Entries with page source code
begin

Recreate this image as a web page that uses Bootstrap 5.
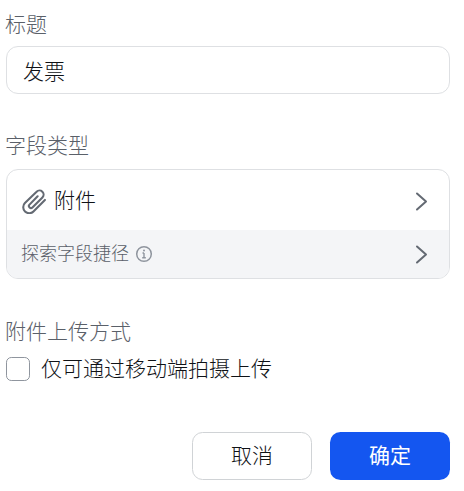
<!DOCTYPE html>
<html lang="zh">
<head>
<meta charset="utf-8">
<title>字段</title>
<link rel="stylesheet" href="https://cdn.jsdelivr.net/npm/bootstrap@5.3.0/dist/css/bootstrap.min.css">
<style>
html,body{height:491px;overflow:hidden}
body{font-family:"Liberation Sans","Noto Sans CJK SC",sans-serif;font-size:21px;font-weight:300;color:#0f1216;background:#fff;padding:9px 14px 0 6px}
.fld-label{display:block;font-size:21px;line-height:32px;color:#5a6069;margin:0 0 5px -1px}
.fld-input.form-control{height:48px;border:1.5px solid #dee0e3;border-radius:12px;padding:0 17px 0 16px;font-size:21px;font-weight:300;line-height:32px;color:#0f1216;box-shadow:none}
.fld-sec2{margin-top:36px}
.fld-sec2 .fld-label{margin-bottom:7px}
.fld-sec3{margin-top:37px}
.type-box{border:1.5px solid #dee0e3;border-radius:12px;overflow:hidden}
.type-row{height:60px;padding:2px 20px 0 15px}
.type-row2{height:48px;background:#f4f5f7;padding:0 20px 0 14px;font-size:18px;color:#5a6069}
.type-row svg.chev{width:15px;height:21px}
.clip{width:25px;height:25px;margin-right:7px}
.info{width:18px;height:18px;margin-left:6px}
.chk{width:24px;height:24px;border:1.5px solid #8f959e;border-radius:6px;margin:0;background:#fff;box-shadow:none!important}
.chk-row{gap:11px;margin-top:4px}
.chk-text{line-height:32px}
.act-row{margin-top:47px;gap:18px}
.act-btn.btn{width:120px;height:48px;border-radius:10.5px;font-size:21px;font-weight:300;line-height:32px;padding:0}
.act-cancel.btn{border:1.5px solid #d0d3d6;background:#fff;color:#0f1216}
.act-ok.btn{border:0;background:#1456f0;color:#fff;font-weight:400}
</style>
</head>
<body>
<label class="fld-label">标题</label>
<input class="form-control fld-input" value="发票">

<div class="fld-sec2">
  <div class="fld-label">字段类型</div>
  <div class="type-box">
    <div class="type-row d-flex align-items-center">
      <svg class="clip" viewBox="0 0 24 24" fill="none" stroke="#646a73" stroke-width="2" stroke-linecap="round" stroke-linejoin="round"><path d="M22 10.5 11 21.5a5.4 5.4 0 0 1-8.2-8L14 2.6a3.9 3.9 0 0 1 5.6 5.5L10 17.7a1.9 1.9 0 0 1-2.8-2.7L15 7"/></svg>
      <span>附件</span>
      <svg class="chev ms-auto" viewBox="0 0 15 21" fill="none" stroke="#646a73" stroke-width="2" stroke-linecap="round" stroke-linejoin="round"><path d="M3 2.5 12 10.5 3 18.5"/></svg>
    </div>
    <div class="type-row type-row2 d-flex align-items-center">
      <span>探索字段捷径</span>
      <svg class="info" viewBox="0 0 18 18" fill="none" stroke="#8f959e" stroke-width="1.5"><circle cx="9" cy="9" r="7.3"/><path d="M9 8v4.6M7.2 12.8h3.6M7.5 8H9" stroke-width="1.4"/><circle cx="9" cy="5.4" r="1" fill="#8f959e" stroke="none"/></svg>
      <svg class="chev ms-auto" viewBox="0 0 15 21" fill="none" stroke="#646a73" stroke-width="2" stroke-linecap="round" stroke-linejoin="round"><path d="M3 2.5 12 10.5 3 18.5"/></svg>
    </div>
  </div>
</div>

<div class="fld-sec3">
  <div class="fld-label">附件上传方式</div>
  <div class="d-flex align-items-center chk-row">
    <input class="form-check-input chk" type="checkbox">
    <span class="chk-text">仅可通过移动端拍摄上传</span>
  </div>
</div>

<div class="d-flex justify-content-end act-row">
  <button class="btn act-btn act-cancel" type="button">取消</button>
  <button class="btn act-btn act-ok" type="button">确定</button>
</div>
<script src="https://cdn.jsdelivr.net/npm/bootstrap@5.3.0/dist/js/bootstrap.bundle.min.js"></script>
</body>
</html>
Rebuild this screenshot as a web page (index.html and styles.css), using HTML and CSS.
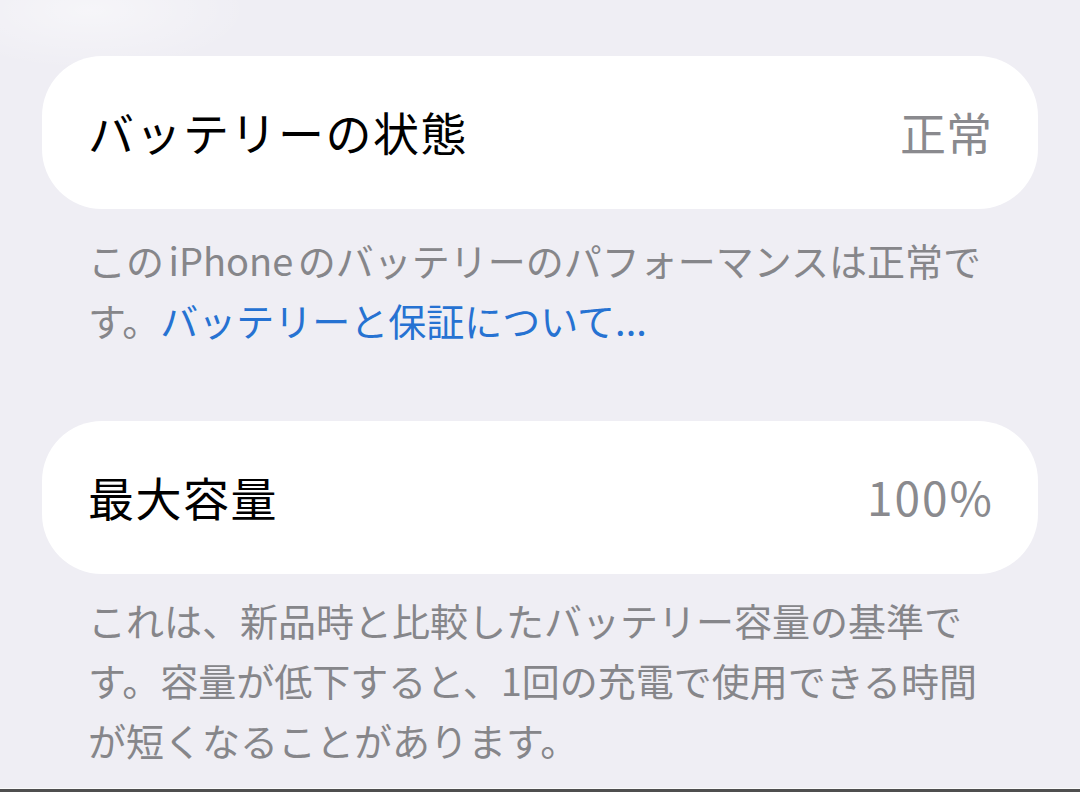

end

Set problem
For the listing above, give the number of lines in which the string "html" occurs, and nothing else.

Result for this task
5